YOUR INSTRUCTIONS:
Return all lines below containing the word "index".

RAW DATA:
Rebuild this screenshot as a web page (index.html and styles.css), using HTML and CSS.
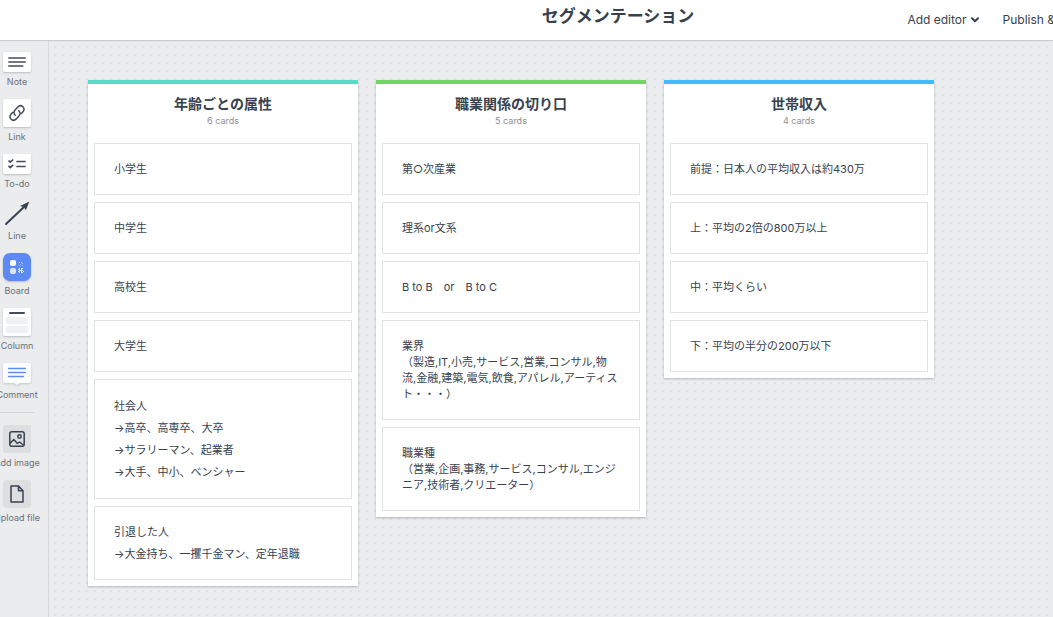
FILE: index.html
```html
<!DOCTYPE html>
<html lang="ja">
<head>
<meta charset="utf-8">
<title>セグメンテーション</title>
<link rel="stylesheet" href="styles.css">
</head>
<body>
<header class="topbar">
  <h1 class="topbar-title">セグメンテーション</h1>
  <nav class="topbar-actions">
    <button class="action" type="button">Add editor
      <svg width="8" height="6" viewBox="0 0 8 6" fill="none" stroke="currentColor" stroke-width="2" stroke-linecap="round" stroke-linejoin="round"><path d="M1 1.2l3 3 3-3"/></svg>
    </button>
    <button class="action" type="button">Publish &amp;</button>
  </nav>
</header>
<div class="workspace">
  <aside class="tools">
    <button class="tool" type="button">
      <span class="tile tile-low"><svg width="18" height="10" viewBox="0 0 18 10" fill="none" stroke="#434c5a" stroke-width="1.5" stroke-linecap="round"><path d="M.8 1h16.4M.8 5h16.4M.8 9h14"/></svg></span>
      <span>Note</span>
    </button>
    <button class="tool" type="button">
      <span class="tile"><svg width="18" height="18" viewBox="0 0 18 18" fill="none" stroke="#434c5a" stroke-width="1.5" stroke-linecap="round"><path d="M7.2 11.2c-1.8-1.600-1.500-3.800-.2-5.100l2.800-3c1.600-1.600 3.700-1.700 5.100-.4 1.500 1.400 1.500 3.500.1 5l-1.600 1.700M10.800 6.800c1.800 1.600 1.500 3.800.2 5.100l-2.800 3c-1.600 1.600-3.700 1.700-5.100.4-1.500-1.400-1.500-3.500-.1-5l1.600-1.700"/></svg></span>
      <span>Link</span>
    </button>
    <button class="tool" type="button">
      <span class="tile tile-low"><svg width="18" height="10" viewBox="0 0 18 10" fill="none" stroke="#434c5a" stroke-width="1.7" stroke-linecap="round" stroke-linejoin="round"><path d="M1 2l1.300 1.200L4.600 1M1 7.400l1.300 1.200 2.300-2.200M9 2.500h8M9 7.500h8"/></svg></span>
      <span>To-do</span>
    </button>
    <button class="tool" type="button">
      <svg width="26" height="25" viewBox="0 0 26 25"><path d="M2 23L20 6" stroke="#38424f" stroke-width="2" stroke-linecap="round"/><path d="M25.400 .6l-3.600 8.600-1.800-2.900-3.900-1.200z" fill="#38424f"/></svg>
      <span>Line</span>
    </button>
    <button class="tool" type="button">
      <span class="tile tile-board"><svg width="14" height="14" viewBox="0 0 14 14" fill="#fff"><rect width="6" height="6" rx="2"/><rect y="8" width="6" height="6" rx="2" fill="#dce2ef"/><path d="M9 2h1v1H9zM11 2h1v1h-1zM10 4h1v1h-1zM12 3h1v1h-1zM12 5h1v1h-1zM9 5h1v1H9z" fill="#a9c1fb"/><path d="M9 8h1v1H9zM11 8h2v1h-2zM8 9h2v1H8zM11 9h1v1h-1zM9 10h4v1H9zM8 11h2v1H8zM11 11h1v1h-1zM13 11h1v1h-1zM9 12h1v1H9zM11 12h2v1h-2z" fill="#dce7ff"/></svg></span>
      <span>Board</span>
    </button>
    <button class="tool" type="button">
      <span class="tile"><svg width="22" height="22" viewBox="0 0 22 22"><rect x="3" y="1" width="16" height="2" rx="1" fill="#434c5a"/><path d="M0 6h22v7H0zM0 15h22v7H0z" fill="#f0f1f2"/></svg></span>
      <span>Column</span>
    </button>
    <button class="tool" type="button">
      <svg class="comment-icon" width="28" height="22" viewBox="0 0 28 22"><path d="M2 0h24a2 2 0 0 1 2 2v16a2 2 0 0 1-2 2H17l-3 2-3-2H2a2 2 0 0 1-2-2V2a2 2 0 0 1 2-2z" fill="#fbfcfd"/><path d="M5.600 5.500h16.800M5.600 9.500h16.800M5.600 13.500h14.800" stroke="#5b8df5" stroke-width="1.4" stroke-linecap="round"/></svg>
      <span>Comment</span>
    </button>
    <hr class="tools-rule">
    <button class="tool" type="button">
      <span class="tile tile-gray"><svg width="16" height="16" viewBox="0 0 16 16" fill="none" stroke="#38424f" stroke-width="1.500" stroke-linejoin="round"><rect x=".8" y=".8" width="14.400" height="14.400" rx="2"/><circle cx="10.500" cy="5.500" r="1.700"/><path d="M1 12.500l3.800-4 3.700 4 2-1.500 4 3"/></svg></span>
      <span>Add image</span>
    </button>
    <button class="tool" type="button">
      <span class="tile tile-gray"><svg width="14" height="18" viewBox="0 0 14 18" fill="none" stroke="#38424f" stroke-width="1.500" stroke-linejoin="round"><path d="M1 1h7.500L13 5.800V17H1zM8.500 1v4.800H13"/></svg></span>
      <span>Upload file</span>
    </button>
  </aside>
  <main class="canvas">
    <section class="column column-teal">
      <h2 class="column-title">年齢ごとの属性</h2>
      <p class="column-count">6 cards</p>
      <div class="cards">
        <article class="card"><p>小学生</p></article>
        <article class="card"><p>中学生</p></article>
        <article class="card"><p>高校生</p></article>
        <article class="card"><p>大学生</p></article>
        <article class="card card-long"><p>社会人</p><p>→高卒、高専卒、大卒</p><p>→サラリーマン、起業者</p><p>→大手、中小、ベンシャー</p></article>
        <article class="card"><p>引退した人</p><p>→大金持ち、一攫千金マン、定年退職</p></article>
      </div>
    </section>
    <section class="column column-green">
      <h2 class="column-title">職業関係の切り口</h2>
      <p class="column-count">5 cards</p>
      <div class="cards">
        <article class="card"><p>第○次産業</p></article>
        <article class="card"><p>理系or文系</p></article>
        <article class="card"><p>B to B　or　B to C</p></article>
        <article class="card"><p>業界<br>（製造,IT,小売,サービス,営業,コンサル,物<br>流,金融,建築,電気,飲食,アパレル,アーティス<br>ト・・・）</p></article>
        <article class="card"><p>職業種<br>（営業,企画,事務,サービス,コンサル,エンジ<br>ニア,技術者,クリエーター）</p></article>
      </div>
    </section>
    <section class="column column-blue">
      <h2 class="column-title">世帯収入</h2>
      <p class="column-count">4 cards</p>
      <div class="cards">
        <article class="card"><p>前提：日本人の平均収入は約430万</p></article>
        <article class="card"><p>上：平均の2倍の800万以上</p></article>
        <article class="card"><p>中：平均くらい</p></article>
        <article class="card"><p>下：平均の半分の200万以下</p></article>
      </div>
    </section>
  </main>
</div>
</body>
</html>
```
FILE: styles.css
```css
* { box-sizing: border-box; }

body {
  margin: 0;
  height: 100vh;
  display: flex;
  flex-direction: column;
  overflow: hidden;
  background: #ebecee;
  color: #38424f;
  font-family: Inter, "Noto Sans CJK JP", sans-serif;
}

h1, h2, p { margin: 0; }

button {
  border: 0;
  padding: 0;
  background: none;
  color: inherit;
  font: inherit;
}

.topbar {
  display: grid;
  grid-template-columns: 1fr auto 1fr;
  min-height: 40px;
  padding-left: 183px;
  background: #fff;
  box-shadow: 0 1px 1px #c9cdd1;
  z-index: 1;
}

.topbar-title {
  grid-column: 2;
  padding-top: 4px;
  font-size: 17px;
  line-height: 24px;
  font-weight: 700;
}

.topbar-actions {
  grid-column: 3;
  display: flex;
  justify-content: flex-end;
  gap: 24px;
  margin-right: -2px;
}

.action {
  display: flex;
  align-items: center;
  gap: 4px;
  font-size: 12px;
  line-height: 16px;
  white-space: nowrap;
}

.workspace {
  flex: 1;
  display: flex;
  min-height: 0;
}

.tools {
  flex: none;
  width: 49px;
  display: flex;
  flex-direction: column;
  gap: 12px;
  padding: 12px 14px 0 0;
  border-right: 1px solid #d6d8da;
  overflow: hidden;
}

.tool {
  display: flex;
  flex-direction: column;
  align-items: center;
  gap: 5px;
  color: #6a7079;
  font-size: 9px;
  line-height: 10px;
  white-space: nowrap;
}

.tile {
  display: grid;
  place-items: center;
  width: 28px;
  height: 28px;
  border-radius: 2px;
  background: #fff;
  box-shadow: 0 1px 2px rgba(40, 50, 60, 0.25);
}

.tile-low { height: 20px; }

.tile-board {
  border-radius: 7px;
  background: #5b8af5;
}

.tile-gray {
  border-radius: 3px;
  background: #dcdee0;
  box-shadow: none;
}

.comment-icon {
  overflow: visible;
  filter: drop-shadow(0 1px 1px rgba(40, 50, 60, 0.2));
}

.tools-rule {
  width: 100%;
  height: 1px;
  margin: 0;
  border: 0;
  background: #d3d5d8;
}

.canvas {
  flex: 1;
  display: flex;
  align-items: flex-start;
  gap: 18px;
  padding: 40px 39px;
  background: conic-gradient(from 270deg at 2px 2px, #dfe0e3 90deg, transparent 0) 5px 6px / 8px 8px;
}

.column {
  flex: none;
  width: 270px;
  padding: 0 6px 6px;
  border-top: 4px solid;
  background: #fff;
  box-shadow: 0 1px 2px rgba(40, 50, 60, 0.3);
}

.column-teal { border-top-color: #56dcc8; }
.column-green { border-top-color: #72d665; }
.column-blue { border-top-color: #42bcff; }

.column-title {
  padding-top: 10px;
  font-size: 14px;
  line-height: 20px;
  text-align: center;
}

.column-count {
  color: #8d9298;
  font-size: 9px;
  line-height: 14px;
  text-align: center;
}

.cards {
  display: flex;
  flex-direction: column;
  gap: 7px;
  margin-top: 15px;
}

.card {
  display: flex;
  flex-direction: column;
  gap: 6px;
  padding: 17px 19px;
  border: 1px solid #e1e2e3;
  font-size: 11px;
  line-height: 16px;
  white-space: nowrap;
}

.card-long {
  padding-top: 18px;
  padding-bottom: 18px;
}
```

SOLUTION FOR THIS EXERCISE:
Rebuild this screenshot as a web page (index.html and styles.css), using HTML and CSS.
FILE: index.html
  z-index: 1;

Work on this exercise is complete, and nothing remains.